Some notes from the final few weeks of the course.
This summer I took two courses: Data Structures and Computer Architecture and Assembly Language. This post summarizes my experience with the former. The material may be slightly different during the fall, winter, and spring terms since they take place over a 10 week (rather than 8 week) term.
- Big O notation
- Amortized analysis
- Abstract data types (ADTs)
- Linked lists
- Maps and hash tables
The course was broken up into two types of assignments: worksheets and programming assignments.
The worksheets were completed as part of a group (to which I was assigned at the beginning of the term). Here’s a worksheet on implementing a queue with a linked list. My group divided up the work such that each week I completed a worksheet and then reviewed a worksheet that someone else had completed. We didn’t meet often as an entire group, but I found that pairing up during the review process, both as the reviewer and reviewee, was really helpful. Note that this internal reviewing of worksheets wasn’t required for the class — it just seemed like the easiest way to interact as a group. My only gripe with the worksheets was that they were numbered totally randomly. Why not just start with Worksheet 1 and continue from there?
The five assignments were generally straightforward, though I sometimes got hung up on a single bug that would take hours to track down. Not specific to this class, of course.
I wish that there was more creativity allowed in the assignments, and I wish that we were required to do more of the work from scratch. Instead, we were given skeleton code and the required to implement functions that were already laid out in the header files. Boring.
I found the exams for this course much, much harder than the homework. To illustrate, I didn’t miss a single point on any of the worksheets or assignments, but I earned an 86 percent on the midterm and an 86 percent on the final. I didn’t skimp on studying. I was a little frustrated that my scores on the exams didn’t reflect how well I felt like I knew the material. Oh well.
This was not an easy course, but I found that the material provided (lectures, reading, worksheets, and assignments) was mostly sufficient to learn the material well. I tackled the reading and lectures early in the week and then moved on to the worksheet and the assignment. I tried to complete the assignment as early in the week as possible so I wasn’t working against a deadline. I think it was also helpful to spend an entire day focusing on this class, and then the next day on my other class, and so on, rather than changing my focus several times throughout the day.
I usually use flashcards to study, but I was a bit overwhelmed during the beginning of the term (spent the first week moving back to America after four years abroad) and so they slipped by the way side. In retrospect I think this would be a great course to use flashcards on, whether paper or via an app like Anki.

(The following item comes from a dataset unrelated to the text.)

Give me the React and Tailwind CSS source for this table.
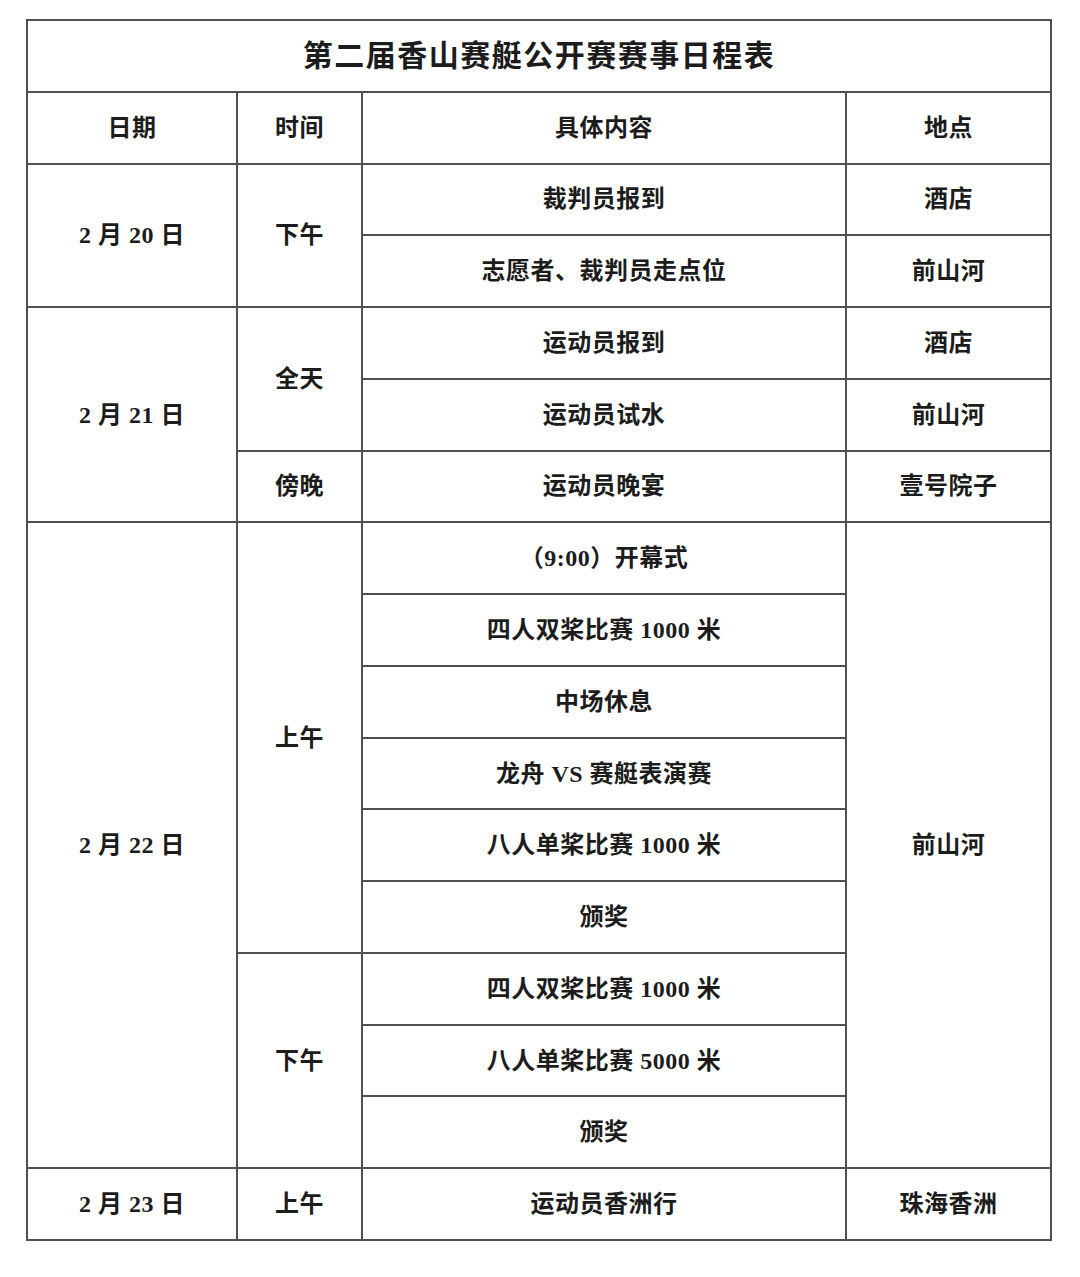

Another thing I would’ve focused on earlier on was figuring out what the course considers an abstract data type (ADT) and what is considered a data structure. This is especially important when looking for definitions online, as there does not seem to be a hard and fast rule about what is an ADT and what’s a data structure.
Here are some extra resources I found helpful:
- Overview of data structures
- Big O time summaries
- Dictionary of Algorithms and Data Structures
- Descriptions and implementations of data types and structures
- Visualization of data structures and algorithms
- Good implementation of Djiksta’s Algorithm
- Reverse Polish Notation and the Stack
- Reverse Polish Notation and Trees
A lot of the material in those links overlaps. That’s helpful, though, because oftentimes I found that some websites were better at explaining some concepts while others did better with others.
Difficulty and Time Commitment
The material in this course was similar in difficulty to the other courses I’ve taken from Oregon State. At the beginning of the term I was dedicating about 20 hours a week to the course. Once I figured out what the instructor was asking for that time commitment dropped to around 15 hours per week.
This course benefitted from good course materials, but the way the course was administered and organized was occasionally frustrating.
I think that Canvas does a decent job of providing tools with which to organize a class, but it seemed like those tools weren’t applied well. For example, instead of using the built-in grading functionality, the instructor cautioned that our grades in Canvas were not our actual grades and so had to be calculated by hand using the weights in the syllabus. This seems minor, but I think it’s indicative of the lack of organization of the course.
Speaking of grading, make sure that you double check all of your points and your final grade. I completed a portion of extra credit but did not receive the points for it until I emailed the instructor.